Stocks fell Friday on disappointing Chinese economic data and renewed concerns over Spain's rising borrowing costs.

After two down and two up days this week, the S&P 500 was on track to end the week about 1 percent lower.

Weaker-than-expected data showed China's economy grew at its slowest pace in nearly three years and no signs of fresh stimulus.

Adding to investor concerns, Spain's benchmark government bond yield jumped above 5.9 percent after data showed Spanish banks borrowed heavily from the European Central Bank in March.

Bank shares were the biggest losers with declines in JPMorgan and Wells Fargo, despite beating quarterly earnings expectations. JPMorgan shares (JPM.N) fell 2 percent to $43.96 and Wells Fargo (WFC.N) shares were off 1.5 percent at $33.52. The S&P financial sector index .GSPF fell 1.1 percent.

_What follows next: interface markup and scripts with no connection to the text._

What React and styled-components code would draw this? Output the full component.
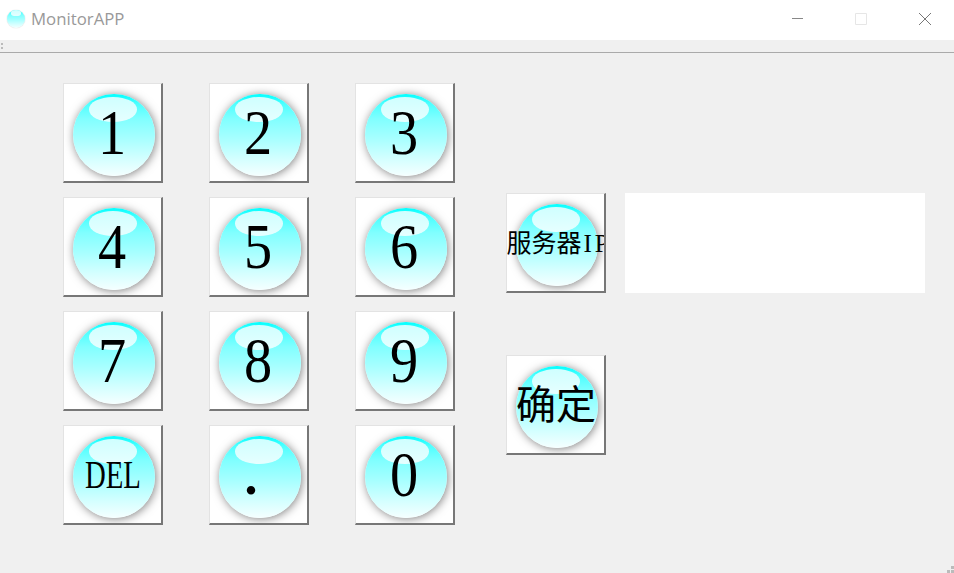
import React from "react";
import styled, { createGlobalStyle } from "styled-components";

const GlobalStyle = createGlobalStyle`
  html, body {
    margin: 0;
    height: 100%;
    background: #f0f0f0;
    font-family: "Liberation Serif", "Noto Sans CJK SC", serif;
  }
`;

const Window = styled.div`
  position: relative;
  width: 954px;
  height: 573px;
  overflow: hidden;
  background: #f0f0f0;
`;

const TitleBar = styled.header`
  display: flex;
  align-items: center;
  height: 40px;
  padding: 0 23px 3px 7px;
  box-sizing: border-box;
  background: #fff;
`;

const AppName = styled.span`
  margin-left: 6px;
  font: 16.8px "Open Sans", sans-serif;
  color: #999;
`;

const Controls = styled.div`
  display: flex;
  align-items: center;
  gap: 52px;
  margin-left: auto;
`;

const ToolBar = styled.div`
  position: relative;
  height: 12px;
  border-bottom: 1px solid #aaa;
`;

const Dots = styled.svg`
  position: absolute;
  display: block;
`;

const ToolGrip = styled(Dots)`
  left: 0;
  top: 3px;
`;

const SizeGrip = styled(Dots)`
  right: 0;
  bottom: 0;
`;

const Main = styled.main`
  display: flex;
  padding: 30px 0 0 63px;
`;

const Keypad = styled.div`
  display: grid;
  grid-template-columns: repeat(3, 100px);
  grid-auto-rows: 100px;
  column-gap: 46px;
  row-gap: 14px;
`;

const Side = styled.div`
  display: flex;
  flex-direction: column;
  gap: 62px;
  margin: 110px 0 0 51px;
`;

const IpRow = styled.div`
  display: flex;
  gap: 19px;
`;

const IpField = styled.input`
  width: 300px;
  height: 100px;
  padding: 0;
  border: 0;
  outline: 0;
  background: #fff;
`;

const Key = styled.button`
  display: flex;
  align-items: center;
  justify-content: center;
  box-sizing: border-box;
  width: 100px;
  height: 100px;
  padding: 5px 0 0 3px;
  overflow: hidden;
  background: #fff;
  border-style: solid;
  border-width: 1px 2px 2px 1px;
  border-color: #e3e3e3 #777 #777 #e3e3e3;
  border-radius: 0;
  font-family: inherit;
  color: #000;
`;

const Ball = styled.span`
  position: relative;
  flex: none;
  display: flex;
  align-items: center;
  justify-content: center;
  width: ${(p) => p.$size}px;
  height: ${(p) => p.$size}px;
  border-radius: 50%;
  background: linear-gradient(
    180deg,
    #00ffff 0%,
    #4dffff 12%,
    #80ffff 30%,
    #a8ffff 55%,
    #d5ffff 80%,
    #f5ffff 100%
  );
  box-shadow: ${(p) => (p.$small ? "0 0 1px rgba(0, 0, 0, 0.3)" : "1px 1px 10px rgba(0, 0, 0, 0.5)")};

  &::before {
    content: "";
    position: absolute;
    left: 20%;
    top: 4%;
    width: 58%;
    height: 30%;
    border-radius: 50%;
    background: linear-gradient(180deg, #cfffff, #e6ffff);
  }
`;

const Label = styled.span`
  position: relative;
  display: block;
  font-size: ${(p) => p.$font}px;
  line-height: 1;
  white-space: nowrap;
  transform: scaleX(${(p) => p.$stretch || 1});
  top: ${(p) => p.$drop || 0}px;
  left: ${(p) => p.$shift || 0}px;
`;

const Latin = styled.span`
  margin-left: 2px;
  letter-spacing: 3px;
`;

const digit = (text) => ({ text, font: 64, stretch: 0.88, drop: -2, shift: -2 });

const keys = [
  digit("1"),
  digit("2"),
  digit("3"),
  digit("4"),
  digit("5"),
  digit("6"),
  digit("7"),
  digit("8"),
  digit("9"),
  { text: "DEL", font: 40, stretch: 0.72, drop: -2, shift: -1 },
  { text: ".", font: 72, drop: -7, shift: -9 },
  digit("0"),
];

const RoundKey = ({ text, font, stretch, drop, shift, children }) => (
  <Key>
    <Ball $size={82}>
      <Label $font={font} $stretch={stretch} $drop={drop} $shift={shift}>
        {text}
        {children}
      </Label>
    </Ball>
  </Key>
);

const App = () => (
  <Window>
    <GlobalStyle />
    <TitleBar>
      <Ball $size={18} $small />
      <AppName>MonitorAPP</AppName>
      <Controls>
        <svg width="12" height="12" viewBox="0 0 12 12">
          <path d="M1 5.5H13" stroke="#888" fill="none" />
        </svg>
        <svg width="12" height="12" viewBox="0 0 12 12">
          <path d="M.5 .5H11.5V11.5H.5Z" stroke="#e6e6e6" fill="none" />
        </svg>
        <svg width="12" height="12" viewBox="0 0 12 12">
          <path d="M0 0L12 12M12 0L0 12" stroke="#777" fill="none" />
        </svg>
      </Controls>
    </TitleBar>
    <ToolBar>
      <ToolGrip width="3" height="6" viewBox="0 0 3 6">
        <path d="M1 0h2v2H1zM1 4h2v2H1z" fill="#bbb" />
      </ToolGrip>
    </ToolBar>
    <Main>
      <Keypad>
        {keys.map((k) => (
          <RoundKey key={k.text} {...k} />
        ))}
      </Keypad>
      <Side>
        <IpRow>
          <RoundKey text="服务器" font={25} drop={-2} shift={2}>
            <Latin>IP</Latin>
          </RoundKey>
          <IpField />
        </IpRow>
        <RoundKey text="确定" font={40} drop={-1} shift={-1} />
      </Side>
    </Main>
    <SizeGrip width="7" height="7" viewBox="0 0 7 7">
      <path d="M4 0h3v3H4zM0 4h3v3H0zM4 4h3v3H4z" fill="#bbb" />
    </SizeGrip>
  </Window>
);

export default App;
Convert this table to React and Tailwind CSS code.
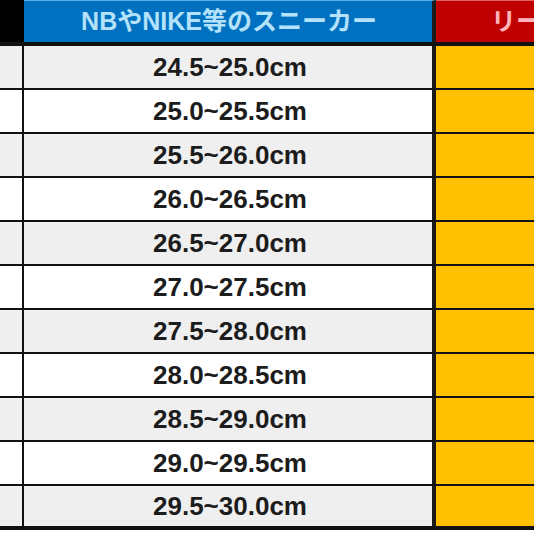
import React from "react";

const sizes = [
  "24.5~25.0cm",
  "25.0~25.5cm",
  "25.5~26.0cm",
  "26.0~26.5cm",
  "26.5~27.0cm",
  "27.0~27.5cm",
  "27.5~28.0cm",
  "28.0~28.5cm",
  "28.5~29.0cm",
  "29.0~29.5cm",
  "29.5~30.0cm",
];

const font = { fontFamily: '"Liberation Sans", "Noto Sans CJK JP", sans-serif' };

export default function App() {
  return (
    <div className="w-[534px] h-[534px] overflow-hidden bg-white" style={font}>
      <div className="flex h-[46px] border-b-4 border-[#111]">
        <div className="w-[24px] bg-black shrink-0" />
        <div className="w-[412px] shrink-0 bg-[#0070c0] border-r-4 border-[#1a1a1a] border-t border-t-[#5fb0e8] flex items-center justify-center">
          <span className="text-[25px] font-bold text-[#b3e2fa] leading-none pl-[2px]">NBやNIKE等のスニーカー</span>
        </div>
        <div className="flex-1 bg-[#c00000] border-t border-t-[#e06060] flex items-center pl-[55px] overflow-hidden">
          <span className="text-[25px] font-bold text-[#ffb4bc] leading-none whitespace-nowrap">リー</span>
        </div>
      </div>
      {sizes.map((s, i) => {
        const bg = i % 2 === 0 ? "bg-[#efefef]" : "bg-white";
        const last = i === sizes.length - 1;
        return (
          <div
            key={s}
            className={
              "flex h-[44px] border-[#111] " + (last ? "border-b-4" : "border-b-2")
            }
          >
            <div className={"w-[24px] shrink-0 border-r-2 border-[#111] " + bg} />
            <div
              className={
                "w-[412px] shrink-0 border-r-4 border-[#1a1a1a] flex items-center justify-center " + bg
              }
            >
              <span className="text-[26px] font-bold text-[#1c1c1c] leading-none pl-[4px]">{s}</span>
            </div>
            <div className="flex-1 bg-[#ffc000]" />
          </div>
        );
      })}
    </div>
  );
}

The rally yesterday was built on rumors about China that the numbers would be better-than-expected. So when you get a number that is worse-than-expected, you have to see some of the gains pullback, said Joe Saluzzi, co-manager of trading at Themis Trading, Chatham, New Jersey.

The Dow Jones industrial average .DJI was down 93.43 points, or 0.72 percent, at 12,893.15. The Standard & Poor's 500 Index .SPX was down 10.71 points, or 0.77 percent, at 1,376.86. The Nasdaq Composite Index .IXIC was down 27.02 points, or 0.88 percent, at 3,028.53.

Data showed consumer sentiment slipping modestly in early April as higher gasoline prices hit household budgets even as optimism over the economic outlook lifted consumers' expectations.

The S&P 500 added more than 2 percent in the two previous sessions as immediate concerns over rising yields in Spain and Italy ebbed and on bets the Chinese GDP data would surprise on the upside.

Basic materials and energy shares also were pressured as copper and oil prices dipped after the Chinese data.

Consumer prices rose modestly in March, boosting the view the U.S. Federal Reserve has room to provide more support for the economy if needed.